Signal Processing and Latency Mitigation
Advanced DSP (Digital Signal Processing) techniques enable reliable wireless control:
- Adaptive frequency hopping (1600 hops/sec in crowded environments)
- Forward Error Correction (FEC) with 25% redundancy
- Jitter buffers compensating for up to 200ms network variance
Real-world testing shows these systems maintain 99.999% signal integrity even in environments with 50+ competing Wi-Fi networks.
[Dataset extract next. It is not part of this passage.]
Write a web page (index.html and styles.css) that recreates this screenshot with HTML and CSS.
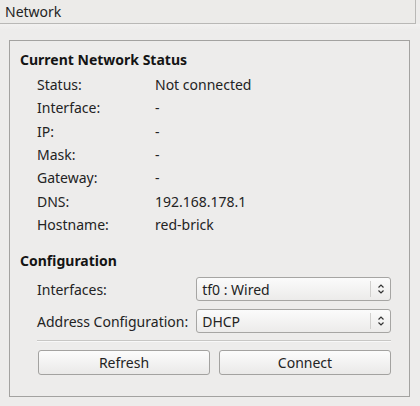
FILE: index.html
```html
<!DOCTYPE html>
<html>
<head>
<meta charset="utf-8">
<link rel="stylesheet" href="styles.css">
</head>
<body>
<div class="tabbar"><span class="tab-title">Network</span></div>
<div class="page">
  <div class="frame">
    <div class="section-title">Current Network Status</div>
    <div class="status-grid">
      <div class="lbl">Status:</div><div class="val">Not connected</div>
      <div class="lbl">Interface:</div><div class="val">-</div>
      <div class="lbl">IP:</div><div class="val">-</div>
      <div class="lbl">Mask:</div><div class="val">-</div>
      <div class="lbl">Gateway:</div><div class="val">-</div>
      <div class="lbl">DNS:</div><div class="val">192.168.178.1</div>
      <div class="lbl">Hostname:</div><div class="val">red-brick</div>
    </div>
    <div class="section-title config-title">Configuration</div>
    <div class="config-grid">
      <div class="lbl">Interfaces:</div>
      <div class="combo"><span class="combo-text">tf0 : Wired</span><span class="combo-arrow"><svg width="8" height="12" viewBox="0 0 8 12"><path d="M1.5 4.5 L4 2 L6.5 4.5 M1.5 7.5 L4 10 L6.5 7.5" fill="none" stroke="#333" stroke-width="1.2"/></svg></span></div>
      <div class="lbl">Address Configuration:</div>
      <div class="combo"><span class="combo-text">DHCP</span><span class="combo-arrow"><svg width="8" height="12" viewBox="0 0 8 12"><path d="M1.5 4.5 L4 2 L6.5 4.5 M1.5 7.5 L4 10 L6.5 7.5" fill="none" stroke="#333" stroke-width="1.2"/></svg></span></div>
    </div>
    <div class="separator"></div>
    <div class="buttons">
      <button class="btn">Refresh</button>
      <button class="btn">Connect</button>
    </div>
  </div>
</div>
</body>
</html>
```
FILE: styles.css
```css
html, body {
  margin: 0;
  padding: 0;
  background: #edeceb;
  font-family: "Noto Sans", "DejaVu Sans", sans-serif;
  font-size: 14px;
  color: #232323;
}
.tabbar {
  height: 24px;
  width: 416px;
  box-sizing: border-box;
  border-bottom: 1px solid #b9b8b6;
  border-right: 1px solid #b9b8b6;
  background: #ecebe9;
  display: flex;
  align-items: center;
  padding-left: 5px;
}
.tab-title {
  color: #232323;
}
.page {
  padding: 16px 10px 9px 9px;
  background: linear-gradient(#f2f1f0 0, #edeceb 6px);
}
.frame {
  border: 1px solid #a3a2a0;
  height: 357px;
  box-sizing: border-box;
  padding: 11px 18px 0 10px;
}
.section-title {
  font-weight: bold;
  height: 16px;
  line-height: 16px;
  color: #141414;
}
.status-grid {
  display: grid;
  grid-template-columns: 118px 1fr;
  grid-auto-rows: 23.33px;
  align-items: center;
  margin-top: 5px;
  padding-left: 17px;
}
.config-title {
  margin-top: 17px;
}
.config-grid {
  display: grid;
  grid-template-columns: auto 1fr;
  grid-auto-rows: 24px;
  column-gap: 8px;
  row-gap: 8px;
  align-items: center;
  margin-top: 8px;
  padding-left: 17px;
}
.combo {
  height: 24px;
  box-sizing: border-box;
  border: 1px solid #a6a5a3;
  border-radius: 3px;
  background: linear-gradient(#fbfbfb, #ecebea);
  display: flex;
  align-items: center;
}
.combo-text {
  flex: 1;
  padding-left: 5px;
}
.combo-arrow {
  width: 19px;
  height: 16px;
  border-left: 1px solid #d0cfcd;
  display: flex;
  align-items: center;
  justify-content: center;
}
.separator {
  margin: 7px 0 0 17px;
  border-top: 1px solid #c8c7c5;
  border-bottom: 1px solid #f8f8f8;
}
.buttons {
  display: flex;
  gap: 9px;
  margin-top: 8px;
  padding-left: 18px;
}
.btn {
  flex: 1;
  height: 25px;
  font-family: inherit;
  font-size: 14px;
  color: #232323;
  border: 1px solid #a3a2a0;
  border-radius: 3px;
  background: linear-gradient(#fcfcfc, #eae9e8);
  padding: 0;
}
```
Wireless Protocol Stack Architecture
Application Layer: Custom animatronic command language (ACL) Transport Layer: UDP with packet numbering (16-bit sequence IDs) Network Layer: IPv6 with 6LoWPAN compression Data Link Layer: IEEE 802.15.4e (TSCH time-slotted channel hopping) Physical Layer: OQPSK modulation @ 250kbps
This stack enables deterministic latency below 10ms for critical control signals while maintaining compatibility with standard networking equipment.
Environmental Considerations
Wireless performance varies significantly by deployment environment:
| Environment | Signal Attenuation | Recommended Tech |
|---|---|---|
| Indoor Stage | -30dB to -60dB | 5GHz Wi-Fi 6 |
| Outdoor Park | -50dB to -80dB | 900MHz RF + LoRa |
| Underwater | -100dB/m | ELF (Extremely Low Frequency) |
For water-based installations, some operators use acoustic modems achieving 10-20kbps through 50m of saltwater, though with higher latency (200-500ms).
Security Considerations
Industrial-grade encryption protects wireless animatronic systems:
- AES-256-CTR for command encryption
- ECDSA-521 for transmitter authentication
- Rolling code system with 128-bit nonces
These measures prevent both signal interception (MITM attacks) and replay attacks, crucial for public installations where show piracy is a concern.
Cost Analysis
Implementing wireless control adds 15-40% to system costs:
| Component | Wired Cost | Wireless Cost |
|---|---|---|
| Control System | $8,000-$15,000 | $12,000-$25,000 |
| Installation | $200/m (cabling) | $50/m (repeaters) |
| Maintenance | $500/year | $800/year |
The break-even point typically occurs at 3-5 years for permanent installations, making wireless preferable for touring shows or temporary setups.
Case Study: Large-Scale Dragon Installation
A recent theme park deployment used:
- 12-channel wireless DMX for lighting effects
- Proprietary 900MHz mesh network for motion control
- BLE 5.1 for guest interaction features
The system handles 1,200 simultaneous control parameters with less than 0.1% packet loss during peak operation (3,000 visitors/hour).